This is the key take away.

If you're doing an experiment, you're doing it to learn something and prove
some hypothesis. The only thing that should delay you from launching is, "If
we launch now, we won't be able to collect that data we need to test our
hypothesis".

Learn and learn fast. That's it. You can't learn if you're not making contact
with your customer. A 25 SLOC splash page that learns something is better than
2500 SLOC that just sit in your GitHub account.

------
alexkearns
I never thought that I would be hit by launch fear. Over the past couple of
years, I have conceived and finished a number of reasonably big projects -
www.gambolio.com, www.musicgames.co, www.casualgirlgamer.com and www.tiki-
toki.com - and for each I launched as soon as I thought the software/site was
polished enough.

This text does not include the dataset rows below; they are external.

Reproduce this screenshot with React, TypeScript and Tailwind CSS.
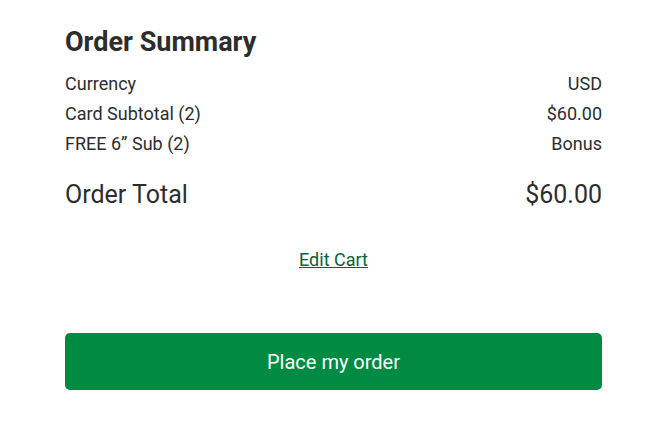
export default function App() {
  return (
    <div className="w-[665px] h-[422px] bg-white pl-[65px] pr-[63px] pt-[28px] text-[#2d2d2d]" style={{ fontFamily: 'Roboto, "Liberation Sans", sans-serif' }}>
      <h2 className="text-[27px] leading-[28px] font-bold">Order Summary</h2>
      <div className="mt-[13px] text-[18px]">
        <div className="flex justify-between leading-[30px]"><span>Currency</span><span>USD</span></div>
        <div className="flex justify-between leading-[30px]"><span>Card Subtotal (2)</span><span>$60.00</span></div>
        <div className="flex justify-between leading-[30px]"><span>FREE 6” Sub (2)</span><span>Bonus</span></div>
      </div>
      <div className="mt-[21px] flex justify-between text-[25px] leading-[30px]">
        <span>Order Total</span><span>$60.00</span>
      </div>
      <div className="mt-[38px] flex justify-center">
        <a href="#" className="text-[18px] leading-[24px] underline text-[#0a6236]">Edit Cart</a>
      </div>
      <button className="mt-[61px] w-full h-[57px] rounded-[5px] bg-[#008a42] text-white text-[20px]">Place my order</button>
    </div>
  );
}
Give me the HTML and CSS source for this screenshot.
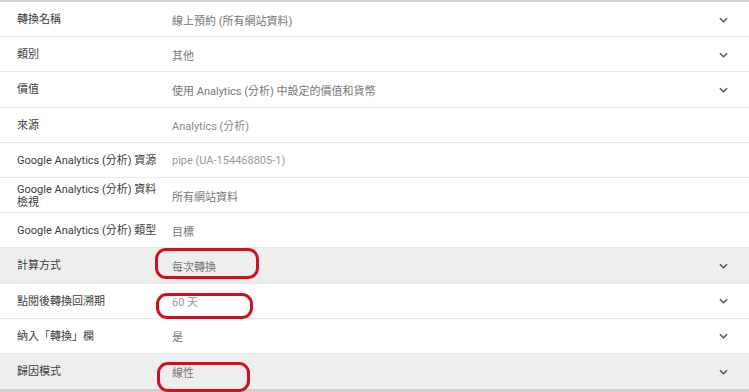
FILE: index.html
```html
<!DOCTYPE html>
<html lang="zh-Hant">
<head>
<meta charset="utf-8">
<title>轉換設定</title>
<link rel="stylesheet" href="styles.css">
</head>
<body>
<div class="panel">
  <div class="row">
    <div class="label">轉換名稱</div>
    <div class="value">線上預約 (所有網站資料)</div>
    <svg class="chev" viewBox="0 0 10 6"><path d="M1 1l4 4 4-4"/></svg>
  </div>
  <div class="row">
    <div class="label">類別</div>
    <div class="value">其他</div>
    <svg class="chev" viewBox="0 0 10 6"><path d="M1 1l4 4 4-4"/></svg>
  </div>
  <div class="row">
    <div class="label">價值</div>
    <div class="value">使用 Analytics (分析) 中設定的價值和貨幣</div>
    <svg class="chev" viewBox="0 0 10 6"><path d="M1 1l4 4 4-4"/></svg>
  </div>
  <div class="row">
    <div class="label">來源</div>
    <div class="value light">Analytics (分析)</div>
  </div>
  <div class="row">
    <div class="label">Google Analytics (分析) 資源</div>
    <div class="value lighter">pipe (UA-154468805-1)</div>
  </div>
  <div class="row">
    <div class="label">Google Analytics (分析) 資料<br>檢視</div>
    <div class="value">所有網站資料</div>
  </div>
  <div class="row">
    <div class="label">Google Analytics (分析) 類型</div>
    <div class="value">目標</div>
  </div>
  <div class="row shaded">
    <div class="label">計算方式</div>
    <div class="value">每次轉換</div>
    <svg class="chev" viewBox="0 0 10 6"><path d="M1 1l4 4 4-4"/></svg>
    <div class="mark mark-a"></div>
  </div>
  <div class="row">
    <div class="label">點閱後轉換回溯期</div>
    <div class="value lighter">60 天</div>
    <svg class="chev" viewBox="0 0 10 6"><path d="M1 1l4 4 4-4"/></svg>
    <div class="mark mark-b"></div>
  </div>
  <div class="row">
    <div class="label">納入「轉換」欄</div>
    <div class="value">是</div>
    <svg class="chev" viewBox="0 0 10 6"><path d="M1 1l4 4 4-4"/></svg>
  </div>
  <div class="row shaded">
    <div class="label">歸因模式</div>
    <div class="value">線性</div>
    <svg class="chev" viewBox="0 0 10 6"><path d="M1 1l4 4 4-4"/></svg>
    <div class="mark mark-c"></div>
  </div>
</div>
</body>
</html>
```

FILE: styles.css
```css
* { box-sizing: border-box; }
html, body {
  margin: 0;
  padding: 0;
  background: #ffffff;
}
body {
  font-family: Roboto, "Noto Sans CJK TC", sans-serif;
  font-size: 11px;
  color: #333333;
  width: 749px;
  height: 392px;
  overflow: hidden;
}
.panel {
  border-top: 2px solid #d2d2d2;
  border-bottom: 3px solid #cfcfcf;
}
.row {
  position: relative;
  display: flex;
  align-items: center;
  height: 35.2px;
  padding: 1px 21px 0 17px;
  border-bottom: 1px solid #e9e9e9;
  background: #ffffff;
}
.row:last-child { border-bottom: none; }
.row.shaded { background: #eeeeee; }
.label {
  width: 155px;
  flex: none;
  line-height: 13px;
  color: #3c3c3c;
}
.value {
  flex: 1;
  color: #777777;
}
.value.light { color: #8a8a8a; }
.value.lighter { color: #9a9a9a; }
.chev {
  width: 9px;
  height: 6px;
  flex: none;
  fill: none;
  stroke: #555555;
  stroke-width: 1.6;
}
.mark {
  position: absolute;
  border: 3px solid #d0101c;
  border-radius: 11px;
}
.mark-a { left: 155px; top: 0px; width: 104px; height: 31px; }
.mark-b { left: 156px; top: 9px; width: 97px; height: 26px; }
.mark-c { left: 157px; top: 8px; width: 93px; height: 30px; }
```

I had no hesitation or doubt. But for some reason, with my
latest project - www.peopleplotr.com - I just can't seem to launch it. It is
not that I am constantly tinkering with it. I haven't touched it since it was
completed a couple of months back. It's ready to be launched at a moment's
notice. I even posted about it on Hacker news to get pre-launch feedback. But,
for reasons I am not 100% sure of, I just can't conjure up the energy to write
a few press releases and send them out to some blogs and publications.

I am not sure exactly why this is. Am I fearful of it being a failure or am I
fearful of all the work I'll have to do when users start giving feedback.
Perhaps it is not so much launch fear as launch fatigue.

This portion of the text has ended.